→ Recorded information:
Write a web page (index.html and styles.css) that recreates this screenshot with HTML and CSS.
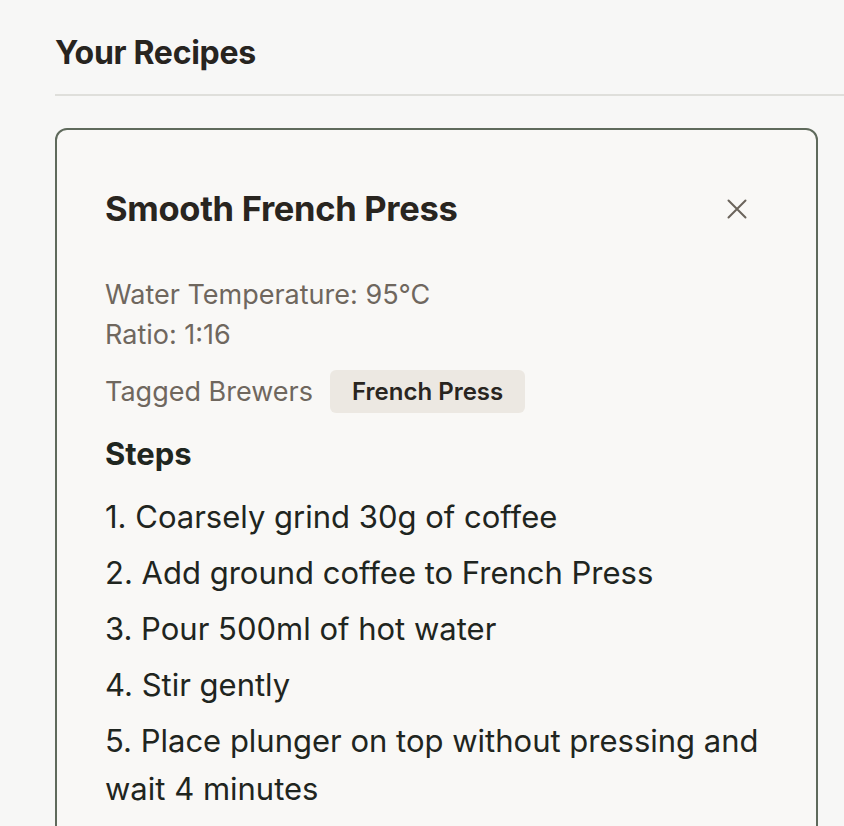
FILE: index.html
```html
<!DOCTYPE html>
<html lang="en">
<head>
    <meta charset="UTF-8">
    <meta name="viewport" content="width=device-width, initial-scale=1.0">
    <title>Your Recipes</title>
    <link rel="stylesheet" href="styles.css">
</head>
<body>
    <main class="recipes-page">
        <h2 class="section-title">Your Recipes</h2>

        <article class="recipe-card">
            <header class="recipe-header">
                <h3 class="recipe-name">Smooth French Press</h3>
                <button class="close-button" aria-label="Close">
                    <svg width="20" height="20" viewBox="0 0 20 20" fill="none" stroke="currentColor" stroke-width="2" stroke-linecap="round">
                        <path d="M1.5 1.5 L18.5 18.5 M18.5 1.5 L1.5 18.5"/>
                    </svg>
                </button>
            </header>

            <div class="recipe-meta">
                <p>Water Temperature: 95°C</p>
                <p>Ratio: 1:16</p>
            </div>

            <div class="brewers">
                <span class="brewers-label">Tagged Brewers</span>
                <span class="brewer-tag">French Press</span>
            </div>

            <h4 class="steps-title">Steps</h4>
            <ol class="steps">
                <li>1. Coarsely grind 30g of coffee</li>
                <li>2. Add ground coffee to French Press</li>
                <li>3. Pour 500ml of hot water</li>
                <li>4. Stir gently</li>
                <li>5. Place plunger on top without pressing and wait 4 minutes</li>
            </ol>
        </article>
    </main>
</body>
</html>
```

FILE: styles.css
```css
* {
    margin: 0;
    padding: 0;
    box-sizing: border-box;
}

body {
    font-family: Inter, "Noto Sans", sans-serif;
    background: #f7f7f6;
    color: #1f2520;
    overflow: hidden;
}

.recipes-page {
    padding: 33px 0 0 55px;
}

.section-title {
    font-size: 32px;
    line-height: 40px;
    font-weight: 700;
    color: #27241f;
    letter-spacing: -0.3px;
    padding-bottom: 21px;
    border-bottom: 2px solid #dfdfdb;
}

.recipe-card {
    margin-top: 32px;
    width: 763px;
    min-height: 760px;
    background: #f9f8f6;
    border: 2px solid #5f6a5c;
    border-radius: 12px;
    padding: 57px 48px 0 48px;
}

.recipe-header {
    display: flex;
    align-items: center;
    justify-content: space-between;
    padding-right: 21px;
}

.recipe-name {
    font-size: 34.5px;
    line-height: 44px;
    font-weight: 700;
    color: #29251f;
    letter-spacing: -0.3px;
}

.close-button {
    background: none;
    border: none;
    color: #6b645b;
    display: flex;
    padding: 0;
    cursor: pointer;
}

.recipe-meta {
    margin-top: 44px;
    font-size: 27px;
    line-height: 40px;
    color: #6f675e;
}

.brewers {
    margin-top: 15px;
    display: flex;
    align-items: center;
    gap: 17px;
}

.brewers-label {
    font-size: 27px;
    color: #6f675e;
}

.brewer-tag {
    background: #ece8e2;
    border-radius: 6px;
    padding: 7px 22px;
    font-size: 24px;
    font-weight: 600;
    color: #29251f;
}

.steps-title {
    margin-top: 21px;
    font-size: 31px;
    line-height: 40px;
    font-weight: 700;
    color: #1f2620;
}

.steps {
    list-style: none;
    margin-top: 19px;
    font-size: 31px;
    line-height: 48px;
    color: #1f2520;
}

.steps li {
    margin-bottom: 8px;
}
```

→ Short task: Leave out the pictures and retype every line above exactly.

→ Response below:
Write a web page (index.html and styles.css) that recreates this screenshot with HTML and CSS.
FILE: index.html
```html
<!DOCTYPE html>
<html lang="en">
<head>
    <meta charset="UTF-8">
    <meta name="viewport" content="width=device-width, initial-scale=1.0">
    <title>Your Recipes</title>
    <link rel="stylesheet" href="styles.css">
</head>
<body>
    <main class="recipes-page">
        <h2 class="section-title">Your Recipes</h2>

        <article class="recipe-card">
            <header class="recipe-header">
                <h3 class="recipe-name">Smooth French Press</h3>
                <button class="close-button" aria-label="Close">
                    <svg width="20" height="20" viewBox="0 0 20 20" fill="none" stroke="currentColor" stroke-width="2" stroke-linecap="round">
                        <path d="M1.5 1.5 L18.5 18.5 M18.5 1.5 L1.5 18.5"/>
                    </svg>
                </button>
            </header>

            <div class="recipe-meta">
                <p>Water Temperature: 95°C</p>
                <p>Ratio: 1:16</p>
            </div>

            <div class="brewers">
                <span class="brewers-label">Tagged Brewers</span>
                <span class="brewer-tag">French Press</span>
            </div>

            <h4 class="steps-title">Steps</h4>
            <ol class="steps">
                <li>1. Coarsely grind 30g of coffee</li>
                <li>2. Add ground coffee to French Press</li>
                <li>3. Pour 500ml of hot water</li>
                <li>4. Stir gently</li>
                <li>5. Place plunger on top without pressing and wait 4 minutes</li>
            </ol>
        </article>
    </main>
</body>
</html>
```

FILE: styles.css
```css
* {
    margin: 0;
    padding: 0;
    box-sizing: border-box;
}

body {
    font-family: Inter, "Noto Sans", sans-serif;
    background: #f7f7f6;
    color: #1f2520;
    overflow: hidden;
}

.recipes-page {
    padding: 33px 0 0 55px;
}

.section-title {
    font-size: 32px;
    line-height: 40px;
    font-weight: 700;
    color: #27241f;
    letter-spacing: -0.3px;
    padding-bottom: 21px;
    border-bottom: 2px solid #dfdfdb;
}

.recipe-card {
    margin-top: 32px;
    width: 763px;
    min-height: 760px;
    background: #f9f8f6;
    border: 2px solid #5f6a5c;
    border-radius: 12px;
    padding: 57px 48px 0 48px;
}

.recipe-header {
    display: flex;
    align-items: center;
    justify-content: space-between;
    padding-right: 21px;
}

.recipe-name {
    font-size: 34.5px;
    line-height: 44px;
    font-weight: 700;
    color: #29251f;
    letter-spacing: -0.3px;
}

.close-button {
    background: none;
    border: none;
    color: #6b645b;
    display: flex;
    padding: 0;
    cursor: pointer;
}

.recipe-meta {
    margin-top: 44px;
    font-size: 27px;
    line-height: 40px;
    color: #6f675e;
}

.brewers {
    margin-top: 15px;
    display: flex;
    align-items: center;
    gap: 17px;
}

.brewers-label {
    font-size: 27px;
    color: #6f675e;
}

.brewer-tag {
    background: #ece8e2;
    border-radius: 6px;
    padding: 7px 22px;
    font-size: 24px;
    font-weight: 600;
    color: #29251f;
}

.steps-title {
    margin-top: 21px;
    font-size: 31px;
    line-height: 40px;
    font-weight: 700;
    color: #1f2620;
}

.steps {
    list-style: none;
    margin-top: 19px;
    font-size: 31px;
    line-height: 48px;
    color: #1f2520;
}

.steps li {
    margin-bottom: 8px;
}
```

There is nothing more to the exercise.